Search function can be also handy (enables to search with exact match or partial match):

def find_contact(*, field, value, exact=True):
    return [row for row in contacts if (value in row[field], row[field] == value)[exact]]

Some examples:

>>> add_contact(nickname='Monkey-man', name='Arthur Dent', address='Cottington, West Country, Earth', phone='42')
>>> contacts
[{'nickname': 'Don', 'name': 'Donald Jones', 'address': '1 Rue Rivoli Paris ', 'phone': '9444444411'},
{'nickname': 'Joseph', 'name': 'Joseph Boy', 'address': '3 Tivoli Paris', 'phone': '0800838383'}, 
{'nickname': 'Bilbo', 'name': 'Bilbo Baggin', 'address': '4 White House Washington', 'phone': '08055550838383'}, 
{'nickname': 'Monkey-man', 'name': 'Arthur Dent', 'address': 'Cottington, West Country, Earth', 'phone': '42'}]
>>> find_contact(field='nickname', value='Don')
[{'nickname': 'Don', 'name': 'Donald Jones', 'address': '1 Rue Rivoli Paris ', 'phone': '9444444411'}]
>>> find_contact(field='name', value='Jo', exact=False)
[{'nickname': 'Don', 'name': 'Donald Jones', 'address': '1 Rue Rivoli Paris ', 'phone': '9444444411'}, 
{'nickname': 'Joseph', 'name': 'Joseph Boy', 'address': '3 Tivoli Paris', 'phone': '0800838383'}]

[apollo]

hello dear perfringo, Larz60+, SheeppOSU,


many many thanks for the quick and in depth going answer. You have helped me alot and gave me many many good hints.
And i am also at the starting point with Python.
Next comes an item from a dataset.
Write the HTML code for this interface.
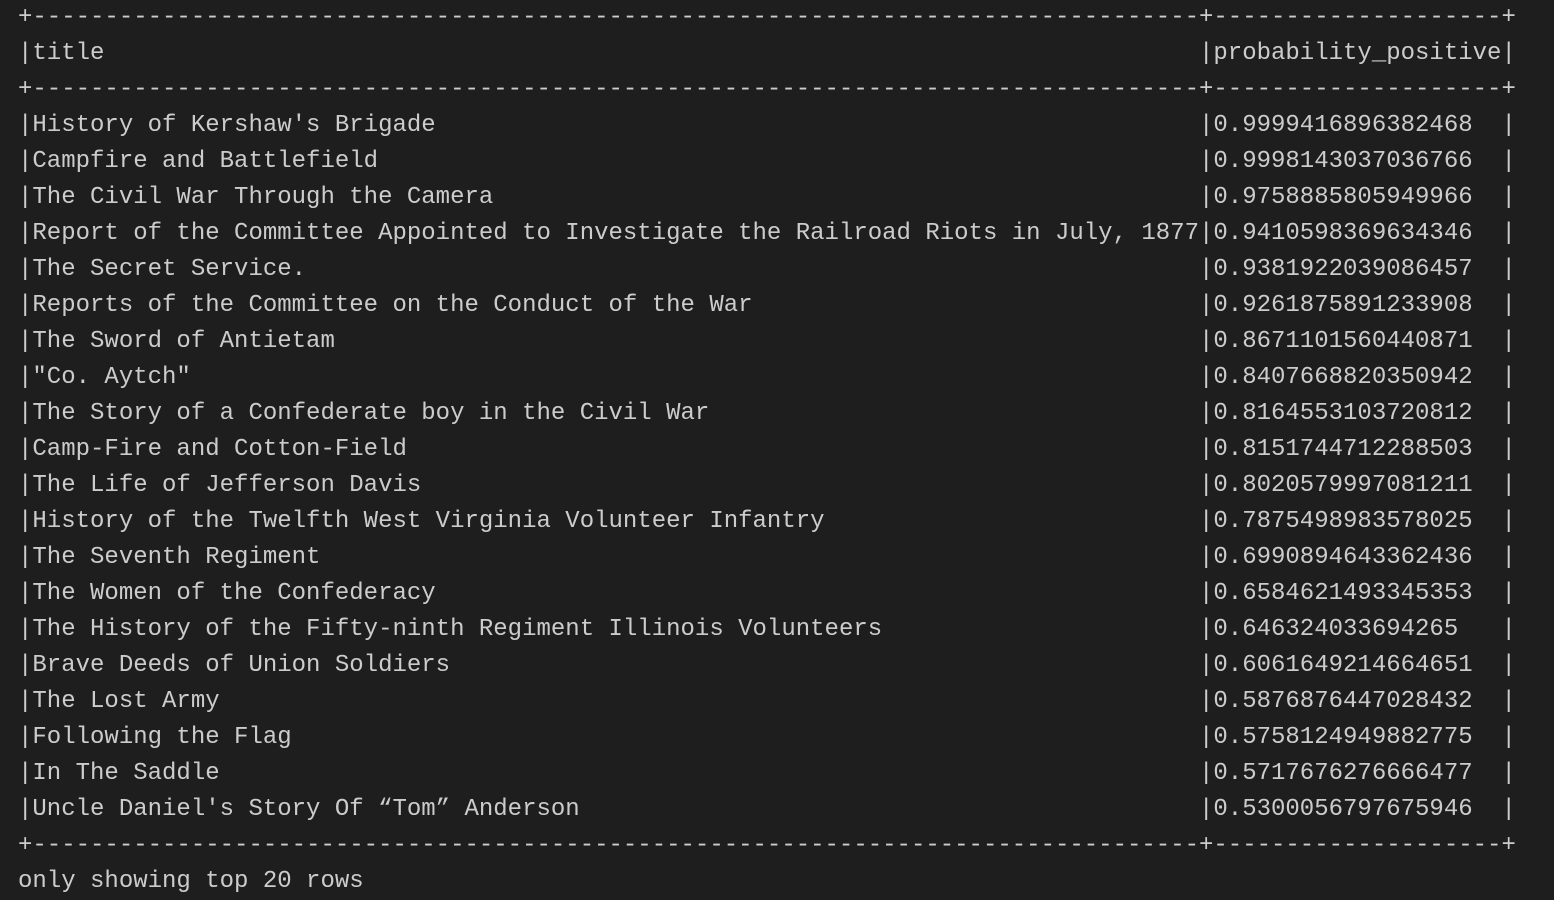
<!DOCTYPE html>
<html><head><meta charset="utf-8"><style>
html,body{margin:0;padding:0;background:#1e1e1e;width:1554px;height:872px;overflow:hidden}
.t{position:absolute;left:18px;top:0px;font-family:"Liberation Mono",monospace;font-size:24px;line-height:36px;color:#cccccc;white-space:pre}
.c1{display:inline-block;width:81ch;overflow:hidden;vertical-align:top}
.c2{display:inline-block;width:20ch;vertical-align:top}
</style></head><body><div class="t" id="t"></div>
<script>
var rows=[["History of Kershaw's Brigade","0.9999416896382468"],
["Campfire and Battlefield","0.9998143037036766"],
["The Civil War Through the Camera","0.9758885805949966"],
["Report of the Committee Appointed to Investigate the Railroad Riots in July, 1877","0.9410598369634346"],
["The Secret Service.","0.9381922039086457"],
["Reports of the Committee on the Conduct of the War","0.9261875891233908"],
["The Sword of Antietam","0.8671101560440871"],
["\"Co. Aytch\"","0.8407668820350942"],
["The Story of a Confederate boy in the Civil War","0.8164553103720812"],
["Camp-Fire and Cotton-Field","0.8151744712288503"],
["The Life of Jefferson Davis","0.8020579997081211"],
["History of the Twelfth West Virginia Volunteer Infantry","0.7875498983578025"],
["The Seventh Regiment","0.6990894643362436"],
["The Women of the Confederacy","0.6584621493345353"],
["The History of the Fifty-ninth Regiment Illinois Volunteers","0.646324033694265"],
["Brave Deeds of Union Soldiers","0.6061649214664651"],
["The Lost Army","0.5876876447028432"],
["Following the Flag","0.5758124949882775"],
["In The Saddle","0.5717676276666477"],
["Uncle Daniel's Story Of \u201cTom\u201d Anderson","0.5300056797675946"]];
function esc(s){return s.replace(/&/g,"&amp;").replace(/</g,"&lt;")}
var sep="+"+"-".repeat(81)+"+"+"-".repeat(20)+"+";
function row(a,b){return "|<span class=c1>"+esc(a)+"</span>|<span class=c2>"+esc(b)+"</span>|"}
var h=[sep,row("title","probability_positive"),sep];
rows.forEach(function(r){h.push(row(r[0],r[1]))});
h.push(sep);h.push("only showing top 20 rows");
document.getElementById("t").innerHTML=h.join("\n");
</script></body></html>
So i am very glad for any and all help.

You have helped me quite alot - and you encouraged me in going on.

Many many thanks!

have a great day!!

yours Apollo

by the way: besides the ideas - a real DB could be make sense. SQLite would probably be sufficient. For me as a beginner in Python i guess that learning to use an ORM is a good thing and worth the effort on such a trivial first example like an tiny address book. What do you think?

[Gribouillis]

SQLite would probably be sufficient

Sure. For a small database, you could even start with tinydb, which is a also based on python dictionaries.

[snippsat]

There are many option for small stuff like a address book.
In Python standard library sqlite3.
TinyDB or dataset a tutorial here.
For Web i like Flask with Flask-SQLAlchemy.